Thursday, July 26, 2012

Gardening Horribilis: What Not to Do in the Garden

If you are going to stake that dahlia, do it in a way when it is young that by the time it has matured the staking and caging is not visible!

"Staking, and caging and rocks, oh my!"

There were no pink flamingos or garden gnomes, at least, although once in a while the right pink flamingo staged in just the right spot does have its appeal (or maybe this small nostalgia for pink flamingos dates me to my college years on the UW-Madison campus); but on the Portage County Garden Parade there was a lot of the horrible, what not to do in a garden.

Handsome Son knew there was something wrong. Suddenly his mother was in a picture-shooting frenzy, like sharks suddenly sensing blood in the water. He gently grabbed my elbow and murmured in my ear, "TIME TO GO!" and dragged me from the garden as I hastily snapped off a last few shots.

There was a garden I visited after the organic CSA, and the gardener with the no-mow buffalo grass lawn that is the sort of garden that makes me shudder. They think they are gardeners and they will have some beautiful flowers in vases on a dining room table somewhere, but they are also the gardeners that probably add plastic cushion protectors to their couches and lamps. They'll no doubt have the "good china" they use only for special occasions. Instead of working with their site and challenges, they use elaborate caging and fencing to get their garden to do what they want it to do rather than allow it to be what it should be.

And then there are the gardens with way to much pricey statuary and elaborate fountains often in their front yards. I don't know about you, but "plastic" and "garden" seems like it should be a non sequitur.

When I first started seeing these in the garden, I looked at them with my "crow eyes" (not to be confused with crow's feet 'ya all!), and though "bright, colors, sparkly". Okay... Now I have seen so many of these, I am thinking NO! THIS is not even as funky cool as bottle trees!

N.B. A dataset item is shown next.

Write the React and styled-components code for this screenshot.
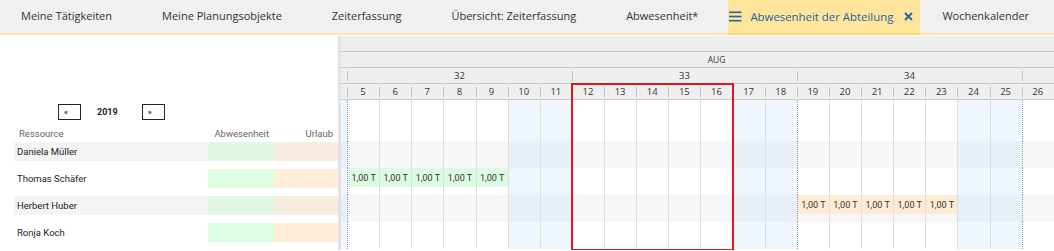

Okay, it's too much statuary when I can take a picture of your fountain (in your front yard) and the cherubs, too, all without changing the zoom on my camera.


Merd, hate to tell 'ya, your secret is out. Don't label your garden circles, all your paths, and every common plant. Let your garden slowly reveal its secrets. Do label the really cool plant you received and grew from seed from a garden pal in New Zealand that is not even supposed to grow here in central Wisconsin!

PLASTIC GARDEN fences. Grr!

Inadvertent Christmas in July (it just seems a tad orange in this picture, but trust me it is full-blown CHRISTMAS in person.

What is with that high edging? Does it keep out the ground squirrels? Sock monkeys? Gumby? WHAT!


If you shell out the big bucks for a beautiful grafted dappled willow standard, at least learn how and when to prune it!

And finally, you KNOW what I think of these!

Instead, walk over to that tree look up into its leafy boughs and give it a big hug. Stand there a moment and feel its life force, and then go grab a hose and water the dang thing!


2 comments:

  1. Not the kind of stuff I'd like to see in my garden, especially the plastic eging and the Multiple Cherub Fountain. I do have some sympathy on the staking. I try to stay ahead of the staking curve but that can be a challenge. And I'm not sure I'm as bothered by the green and red as you are. I admit that I like red impatiens. As for the tree face, I'm developing a proposal for an Excessive Whimsey Tax. This could help solve the deficit and beautify the country all at the same time.

    ReplyDelete
    Replies
    1. Oooooh! I like your idea, an Excessive Whimsey Tax! Please include birdhouses without holes for birds, gnomes, areas that appear to be populated by invasive, non-native fairies, and alas, even too many flamingos, in addition to that ubiquitous tree art!